— START OF THE DATA —
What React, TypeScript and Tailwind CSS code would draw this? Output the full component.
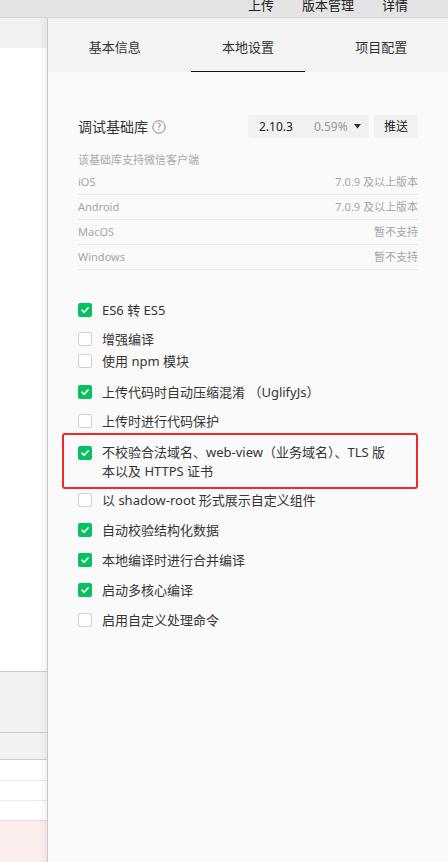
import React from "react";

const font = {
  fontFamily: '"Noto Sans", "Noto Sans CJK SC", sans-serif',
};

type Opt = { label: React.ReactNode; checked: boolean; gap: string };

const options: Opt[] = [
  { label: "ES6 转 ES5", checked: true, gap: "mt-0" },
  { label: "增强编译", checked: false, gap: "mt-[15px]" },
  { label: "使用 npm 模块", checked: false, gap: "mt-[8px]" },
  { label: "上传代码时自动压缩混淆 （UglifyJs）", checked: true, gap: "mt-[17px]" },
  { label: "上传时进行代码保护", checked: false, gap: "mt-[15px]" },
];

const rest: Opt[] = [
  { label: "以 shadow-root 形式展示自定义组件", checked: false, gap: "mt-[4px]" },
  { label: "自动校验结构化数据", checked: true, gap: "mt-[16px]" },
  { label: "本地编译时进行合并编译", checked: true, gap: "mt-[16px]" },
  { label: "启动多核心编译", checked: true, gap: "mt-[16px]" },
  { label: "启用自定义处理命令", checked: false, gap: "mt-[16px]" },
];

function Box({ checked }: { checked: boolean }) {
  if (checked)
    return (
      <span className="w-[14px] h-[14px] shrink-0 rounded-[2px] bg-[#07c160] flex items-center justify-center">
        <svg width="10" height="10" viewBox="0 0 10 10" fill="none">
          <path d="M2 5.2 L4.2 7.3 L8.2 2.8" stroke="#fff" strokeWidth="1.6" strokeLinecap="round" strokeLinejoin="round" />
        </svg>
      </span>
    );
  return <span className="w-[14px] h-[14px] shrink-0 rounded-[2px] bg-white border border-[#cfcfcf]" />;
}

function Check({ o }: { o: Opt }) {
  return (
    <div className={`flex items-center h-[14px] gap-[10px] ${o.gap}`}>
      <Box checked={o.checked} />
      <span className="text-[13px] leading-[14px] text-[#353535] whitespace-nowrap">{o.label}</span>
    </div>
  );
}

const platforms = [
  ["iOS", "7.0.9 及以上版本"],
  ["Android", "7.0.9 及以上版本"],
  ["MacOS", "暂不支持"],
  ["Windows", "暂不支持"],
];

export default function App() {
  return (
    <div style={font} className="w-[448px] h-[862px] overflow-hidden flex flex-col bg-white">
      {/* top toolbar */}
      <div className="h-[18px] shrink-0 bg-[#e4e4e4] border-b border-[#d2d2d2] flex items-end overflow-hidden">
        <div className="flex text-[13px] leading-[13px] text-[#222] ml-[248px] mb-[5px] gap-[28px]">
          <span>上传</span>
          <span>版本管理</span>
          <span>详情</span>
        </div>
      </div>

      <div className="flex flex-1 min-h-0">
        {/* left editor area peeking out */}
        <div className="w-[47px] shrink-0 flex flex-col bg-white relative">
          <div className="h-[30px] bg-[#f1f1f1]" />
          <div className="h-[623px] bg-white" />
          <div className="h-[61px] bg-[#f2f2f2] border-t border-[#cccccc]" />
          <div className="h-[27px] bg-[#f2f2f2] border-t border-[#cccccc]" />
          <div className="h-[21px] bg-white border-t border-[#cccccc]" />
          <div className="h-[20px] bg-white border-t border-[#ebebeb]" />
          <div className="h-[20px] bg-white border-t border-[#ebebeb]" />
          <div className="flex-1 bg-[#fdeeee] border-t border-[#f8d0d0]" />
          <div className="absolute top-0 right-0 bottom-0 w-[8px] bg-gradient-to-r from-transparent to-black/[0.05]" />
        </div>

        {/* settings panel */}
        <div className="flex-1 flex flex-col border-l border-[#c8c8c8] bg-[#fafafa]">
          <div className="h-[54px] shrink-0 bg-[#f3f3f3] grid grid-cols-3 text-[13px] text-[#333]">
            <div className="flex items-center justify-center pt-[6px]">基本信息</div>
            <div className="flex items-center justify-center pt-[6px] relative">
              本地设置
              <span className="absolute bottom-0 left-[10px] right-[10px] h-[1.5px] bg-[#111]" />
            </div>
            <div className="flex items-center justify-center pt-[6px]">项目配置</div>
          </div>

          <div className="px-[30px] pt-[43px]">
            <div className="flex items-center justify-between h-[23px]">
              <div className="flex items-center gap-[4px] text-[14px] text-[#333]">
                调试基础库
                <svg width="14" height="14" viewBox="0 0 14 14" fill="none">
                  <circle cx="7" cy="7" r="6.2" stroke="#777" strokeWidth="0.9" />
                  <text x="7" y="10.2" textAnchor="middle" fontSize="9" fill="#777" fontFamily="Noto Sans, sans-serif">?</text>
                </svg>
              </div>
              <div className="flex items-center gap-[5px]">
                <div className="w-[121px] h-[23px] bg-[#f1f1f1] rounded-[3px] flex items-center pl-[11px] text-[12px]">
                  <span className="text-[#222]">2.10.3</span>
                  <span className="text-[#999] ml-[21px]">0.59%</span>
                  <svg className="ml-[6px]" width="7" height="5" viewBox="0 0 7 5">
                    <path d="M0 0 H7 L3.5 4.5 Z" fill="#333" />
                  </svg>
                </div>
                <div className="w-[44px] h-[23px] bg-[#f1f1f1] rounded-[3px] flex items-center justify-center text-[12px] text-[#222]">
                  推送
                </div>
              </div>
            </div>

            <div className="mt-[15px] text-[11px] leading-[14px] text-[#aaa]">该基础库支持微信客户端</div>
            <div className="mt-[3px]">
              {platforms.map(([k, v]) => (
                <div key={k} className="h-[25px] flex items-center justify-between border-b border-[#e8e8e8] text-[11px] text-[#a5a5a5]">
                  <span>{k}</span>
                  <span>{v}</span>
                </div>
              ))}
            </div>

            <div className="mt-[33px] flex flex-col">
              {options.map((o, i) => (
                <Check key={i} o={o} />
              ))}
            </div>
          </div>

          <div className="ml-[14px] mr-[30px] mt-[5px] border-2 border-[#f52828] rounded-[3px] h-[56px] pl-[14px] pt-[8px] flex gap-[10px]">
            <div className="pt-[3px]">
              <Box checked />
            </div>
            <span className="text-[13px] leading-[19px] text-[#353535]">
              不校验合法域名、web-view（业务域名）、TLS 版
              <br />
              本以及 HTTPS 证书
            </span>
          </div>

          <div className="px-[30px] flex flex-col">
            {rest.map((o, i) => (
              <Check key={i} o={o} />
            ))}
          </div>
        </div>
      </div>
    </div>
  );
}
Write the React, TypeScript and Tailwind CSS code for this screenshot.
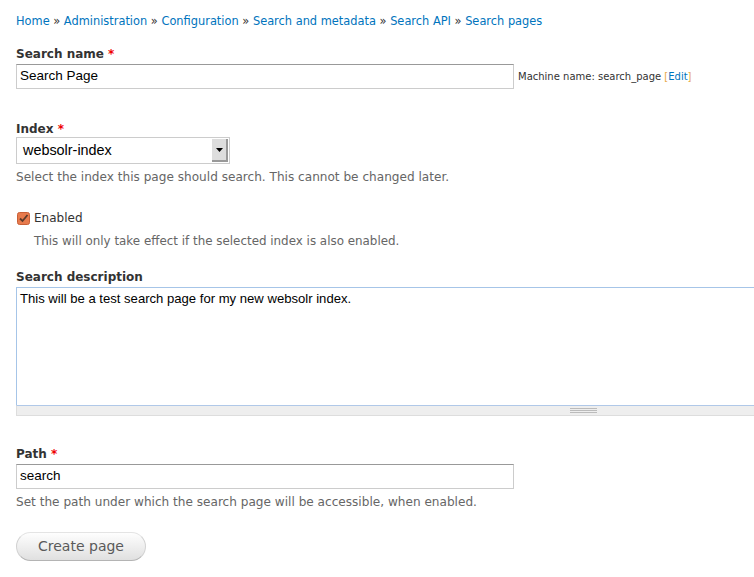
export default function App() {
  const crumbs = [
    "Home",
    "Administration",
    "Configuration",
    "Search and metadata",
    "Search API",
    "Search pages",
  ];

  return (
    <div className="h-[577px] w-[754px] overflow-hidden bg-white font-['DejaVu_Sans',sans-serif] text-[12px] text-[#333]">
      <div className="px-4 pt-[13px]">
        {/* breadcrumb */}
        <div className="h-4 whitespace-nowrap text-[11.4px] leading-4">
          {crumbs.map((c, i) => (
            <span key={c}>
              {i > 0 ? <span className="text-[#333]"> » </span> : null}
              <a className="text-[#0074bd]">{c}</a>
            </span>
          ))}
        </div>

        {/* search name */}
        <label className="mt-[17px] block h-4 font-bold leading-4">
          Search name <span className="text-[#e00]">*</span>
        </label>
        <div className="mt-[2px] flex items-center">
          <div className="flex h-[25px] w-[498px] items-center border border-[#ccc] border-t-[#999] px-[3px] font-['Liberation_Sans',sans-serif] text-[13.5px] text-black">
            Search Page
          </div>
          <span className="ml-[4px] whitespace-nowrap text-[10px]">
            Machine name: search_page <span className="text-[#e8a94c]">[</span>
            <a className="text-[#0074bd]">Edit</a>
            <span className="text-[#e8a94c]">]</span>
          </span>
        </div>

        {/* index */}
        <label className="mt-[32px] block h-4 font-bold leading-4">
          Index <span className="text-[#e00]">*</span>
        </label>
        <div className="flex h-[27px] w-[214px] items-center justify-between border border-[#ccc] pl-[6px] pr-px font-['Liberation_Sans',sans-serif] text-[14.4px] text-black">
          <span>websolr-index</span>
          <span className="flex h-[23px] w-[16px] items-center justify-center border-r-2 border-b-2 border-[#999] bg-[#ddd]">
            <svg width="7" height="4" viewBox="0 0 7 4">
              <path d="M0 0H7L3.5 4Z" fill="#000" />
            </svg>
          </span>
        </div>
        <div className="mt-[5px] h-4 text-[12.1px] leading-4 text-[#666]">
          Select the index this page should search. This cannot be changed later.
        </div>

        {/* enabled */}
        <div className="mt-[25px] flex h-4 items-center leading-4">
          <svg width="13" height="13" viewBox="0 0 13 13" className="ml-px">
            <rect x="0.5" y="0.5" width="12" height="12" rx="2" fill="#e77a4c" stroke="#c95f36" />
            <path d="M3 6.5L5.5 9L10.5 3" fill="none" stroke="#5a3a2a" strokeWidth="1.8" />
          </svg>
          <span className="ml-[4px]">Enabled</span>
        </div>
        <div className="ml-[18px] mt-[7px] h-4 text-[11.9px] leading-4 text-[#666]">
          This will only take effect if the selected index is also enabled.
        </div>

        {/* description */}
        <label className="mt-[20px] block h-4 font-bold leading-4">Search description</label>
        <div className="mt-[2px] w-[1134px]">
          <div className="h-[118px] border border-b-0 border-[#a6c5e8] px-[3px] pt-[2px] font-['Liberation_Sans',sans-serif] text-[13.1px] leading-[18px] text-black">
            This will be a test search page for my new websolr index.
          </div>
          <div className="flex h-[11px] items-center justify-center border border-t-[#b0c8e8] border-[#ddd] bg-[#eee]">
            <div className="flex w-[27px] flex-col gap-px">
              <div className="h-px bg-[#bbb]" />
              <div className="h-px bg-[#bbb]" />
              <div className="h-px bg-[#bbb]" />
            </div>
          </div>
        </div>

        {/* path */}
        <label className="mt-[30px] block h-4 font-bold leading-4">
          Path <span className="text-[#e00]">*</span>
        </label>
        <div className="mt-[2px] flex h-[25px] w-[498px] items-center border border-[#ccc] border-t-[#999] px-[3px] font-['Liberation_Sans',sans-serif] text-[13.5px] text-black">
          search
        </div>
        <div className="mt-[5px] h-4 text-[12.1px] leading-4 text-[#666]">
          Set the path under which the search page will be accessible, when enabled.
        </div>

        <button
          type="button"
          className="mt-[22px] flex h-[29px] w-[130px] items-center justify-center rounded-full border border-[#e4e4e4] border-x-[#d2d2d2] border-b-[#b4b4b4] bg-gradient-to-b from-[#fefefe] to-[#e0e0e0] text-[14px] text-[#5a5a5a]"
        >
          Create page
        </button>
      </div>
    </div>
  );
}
— END OF THE DATA —
* [WHAT THE TASK REQUIRES]: Print, exactly as written, the lines above from the first one to the one containing "React.ReactNode; checked: boolean;". Leave out pictures.

* [EXERCISE OUTPUT]:
What React, TypeScript and Tailwind CSS code would draw this? Output the full component.
import React from "react";

const font = {
  fontFamily: '"Noto Sans", "Noto Sans CJK SC", sans-serif',
};

type Opt = { label: React.ReactNode; checked: boolean; gap: string };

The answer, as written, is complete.